All lines in which the word "this" occurs are to be extracted.

** Start Data segment **

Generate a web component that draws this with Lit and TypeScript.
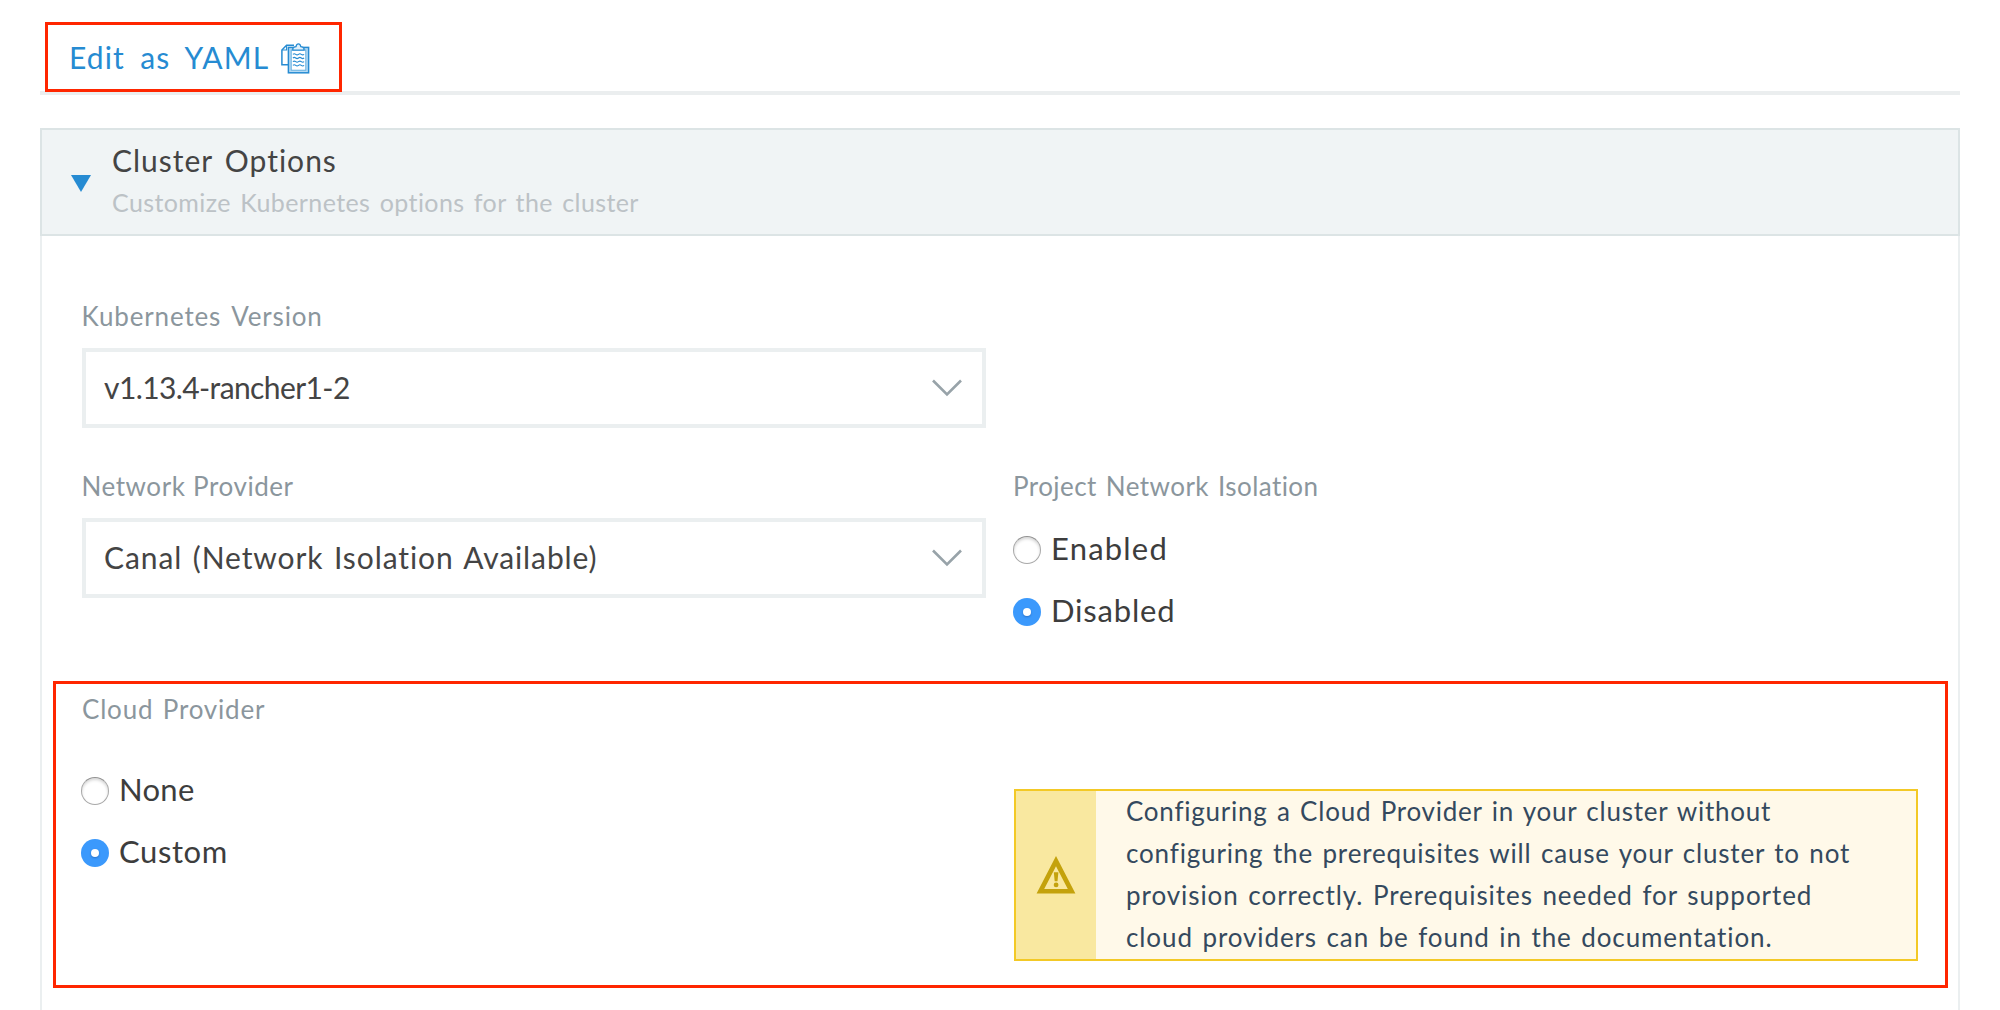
import { LitElement, html, css, svg } from "lit";
import { customElement, property } from "lit/decorators.js";

@customElement("select-box")
class SelectBox extends LitElement {
  static styles = css`
    :host { display: block; }
    .box {
      box-sizing: border-box; height: 80px; border: 4px solid #ebeff0;
      display: flex; align-items: center; justify-content: space-between;
      padding: 0 20px 0 18px; background: #fff;
      font-size: 30px; line-height: 42px; color: #444;
    }
    .value { padding-bottom: 3px; }
    svg { display: block; }
  `;
  render() {
    return html`<div class="box">
      <span class="value"><slot></slot></span>
      <svg width="30" height="18" viewBox="0 0 30 18">
        <path d="M1 1.5 L15 15.5 L29 1.5" fill="none" stroke="#98a3a9" stroke-width="2.6" />
      </svg>
    </div>`;
  }
}

@customElement("radio-option")
class RadioOption extends LitElement {
  @property({ type: Boolean }) checked = false;
  static styles = css`
    :host { display: flex; align-items: center; height: 62px; gap: 10px; font-size: 31px; line-height: 62px; color: #3d3d3d; }
    .text { padding-top: 1px; }
    .dot {
      box-sizing: border-box; width: 28px; height: 28px; border-radius: 50%; margin-top: 6px;
      border: 1px solid #a9a9a9; border-top-color: #929292; background: #fff;
      box-shadow: inset 0 2px 3px rgba(0, 0, 0, 0.16);
      display: flex; align-items: center; justify-content: center;
    }
    .dot.on { border: 0; background: #3b99fc; box-shadow: none; }
    .dot.on::after {
      content: ""; width: 8px; height: 8px; border-radius: 50%; background: #fff;
      box-shadow: 0 1px 2px rgba(0, 40, 110, 0.35);
    }
  `;
  render() {
    return html`<span class="dot ${this.checked ? "on" : ""}"></span><span class="text"><slot></slot></span>`;
  }
}

const clipboardIcon = svg`
  <svg class="clip" width="30" height="32" viewBox="0 0 30 32" fill="none" stroke="#268bd2">
    <path d="M7 21.8 H0.9 V7 L5.6 2.2 H13" stroke-width="1.5" />
    <path d="M1 7 H5.6 V2.4" stroke-width="1.1" />
    <rect x="7.4" y="4.4" width="20.2" height="25.4" fill="#b5daf4" stroke-width="1.5" />
    <rect x="10.2" y="7" width="14.6" height="20.2" fill="#fff" stroke="#5aa9de" stroke-width="0.9" />
    <path d="M11.8 7.2 V5.6 Q12.4 4 15 3.6 Q15.6 0.9 17.4 0.9 Q19.2 0.9 19.8 3.6 Q22.4 4 23 5.6 V7.2 Z" fill="#e3f1fb" stroke-width="1.3" />
    <path d="M11.9 11.3 q1.4 -1.2 2.8 0 t2.8 0 t2.8 0 t2.8 0 M11.9 15 q1.4 -1.2 2.8 0 t2.8 0 t2.8 0 t2.8 0 M11.9 18.7 q1.4 -1.2 2.8 0 t2.8 0 t2.8 0 t2.8 0 M11.9 22.4 q1.4 -1.2 2.8 0 t2.8 0 t2.8 0 t2.8 0" stroke-width="1.1" />
  </svg>`;

const warningIcon = svg`
  <svg width="40" height="38" viewBox="0 0 40 38">
    <path d="M20 0 L39.4 37.4 H0.6 Z M20 10.2 L8.2 33 H31.8 Z" fill="#c4a20c" fill-rule="evenodd" />
    <path d="M17.8 16.2 H22.4 L21.5 25.3 H18.7 Z" fill="#c4a20c" />
    <circle cx="20.1" cy="28.9" r="2.4" fill="#c4a20c" />
  </svg>`;

@customElement("app-root")
class AppRoot extends LitElement {
  static styles = css`
    :host {
      display: block; height: 1010px; overflow: hidden; background: #fff;
      font-family: Lato, "Open Sans", sans-serif; white-space: nowrap;
    }
    .page { display: flex; flex-direction: column; height: 1010px; padding: 0 40px; box-sizing: border-box; }
    .toolbar { flex: none; box-sizing: border-box; height: 95px; border-bottom: 4px solid #ebeeef; padding: 22px 0 0 5px; }
    .edit {
      box-sizing: border-box; width: 297px; height: 70px; border: 3px solid #ff2600;
      display: flex; align-items: center; gap: 12px; padding-left: 21px; position: relative;
      font-size: 30px; line-height: 42px; color: #268bd2;
    }
    .t-edit { letter-spacing: 1.1px; word-spacing: 6.6px; }
    .clip { display: block; margin-top: 4px; }
    .panel { flex: 1; display: flex; flex-direction: column; margin-top: 33px; min-height: 0; }
    .head {
      flex: none; box-sizing: border-box; height: 108px; background: #f0f4f5; border: 2px solid #dce4e5;
      display: flex; align-items: flex-start; padding: 9px 0 0 29px; gap: 21px;
    }
    .arrow { display: block; margin-top: 36px; }
    .title { font-size: 30px; line-height: 42px; color: #444; letter-spacing: 1px; word-spacing: 3.5px; }
    .sub { font-size: 25px; line-height: 42px; color: #bcc2c6; letter-spacing: 0.4px; word-spacing: 2.6px; }
    .body { flex: 1; border: solid #ebeff0; border-width: 0 2px; padding-top: 65px; }
    .form { display: grid; grid-template-columns: 904px 904px; column-gap: 27px; row-gap: 43px; padding-left: 40px; }
    .label { font-size: 26px; line-height: 30px; color: #8b969d; }
    .form select-box { margin-top: 17px; }
    .radios { margin-top: 15px; }
    .wide { grid-column: 1 / -1; width: 904px; }
    .cloud {
      box-sizing: border-box; width: 1895px; height: 307px; margin: 41px 0 0 11px;
      border: 3px solid #ff2600; padding: 10px 27px 0 25px;
    }
    .cols { display: grid; grid-template-columns: 933px 904px; margin-top: 33px; }
    .alert {
      box-sizing: border-box; height: 172px; margin-top: 32px; border: 2px solid #f3c926; background: #fff9e9;
      display: grid; grid-template-columns: 80px 1fr; font-size: 26px; line-height: 42px; color: #34495e;
    }
    .badge { background: #f9e8a0; display: flex; align-items: center; justify-content: center; }
    .msg { padding-left: 30px; margin-top: -1px; word-spacing: 2px; }
    .l1 { letter-spacing: 0.76px; }
    .l2 { letter-spacing: 0.83px; }
    .l3 { letter-spacing: 0.94px; }
    .l4 { letter-spacing: 0.9px; }
    .k-ver { letter-spacing: 0.85px; word-spacing: 3.5px; margin-left: -0.5px; }
    .k-net { letter-spacing: 0.55px; word-spacing: 0.5px; margin-left: -0.5px; }
    .k-iso { letter-spacing: 0.43px; word-spacing: 2px; }
    .k-cloud { letter-spacing: 0.8px; word-spacing: 2px; padding-left: 1px; }
    .v-ver { letter-spacing: -0.6px; }
    .v-net { letter-spacing: 0.9px; word-spacing: 2px; }
    .r-en { letter-spacing: 1.2px; }
    .r-dis { letter-spacing: 0.8px; }
    .r-none { letter-spacing: 0.3px; }
    .r-cus { letter-spacing: 0.6px; }
  `;
  render() {
    return html`<div class="page">
      <div class="toolbar">
        <a class="edit"><span class="t-edit">Edit as YAML</span>${clipboardIcon}</a>
      </div>
      <section class="panel">
        <header class="head">
          <svg class="arrow" width="20" height="17" viewBox="0 0 20 17"><path d="M0 0 H20 L10 17 Z" fill="#268bd2" /></svg>
          <div>
            <div class="title">Cluster Options</div>
            <div class="sub">Customize Kubernetes options for the cluster</div>
          </div>
        </header>
        <div class="body">
          <div class="form">
            <div class="wide">
              <div class="label k-ver">Kubernetes Version</div>
              <select-box class="v-ver">v1.13.4-rancher1-2</select-box>
            </div>
            <div>
              <div class="label k-net">Network Provider</div>
              <select-box class="v-net">Canal (Network Isolation Available)</select-box>
            </div>
            <div>
              <div class="label k-iso">Project Network Isolation</div>
              <div class="radios">
                <radio-option class="r-en">Enabled</radio-option>
                <radio-option class="r-dis" checked>Disabled</radio-option>
              </div>
            </div>
          </div>
          <div class="cloud">
            <div class="label k-cloud">Cloud Provider</div>
            <div class="cols">
              <div>
                <radio-option class="r-none">None</radio-option>
                <radio-option class="r-cus" checked>Custom</radio-option>
              </div>
              <div class="alert">
                <div class="badge">${warningIcon}</div>
                <div class="msg">
                  <div class="l1">Configuring a Cloud Provider in your cluster without</div>
                  <div class="l2">configuring the prerequisites will cause your cluster to not</div>
                  <div class="l3">provision correctly. Prerequisites needed for supported</div>
                  <div class="l4">cloud providers can be found in the documentation.</div>
                </div>
              </div>
            </div>
          </div>
        </div>
      </section>
    </div>`;
  }
}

** End Data segment **

> **Result of the task**
Generate a web component that draws this with Lit and TypeScript.
    return html`<span class="dot ${this.checked ? "on" : ""}"></span><span class="text"><slot></slot></span>`;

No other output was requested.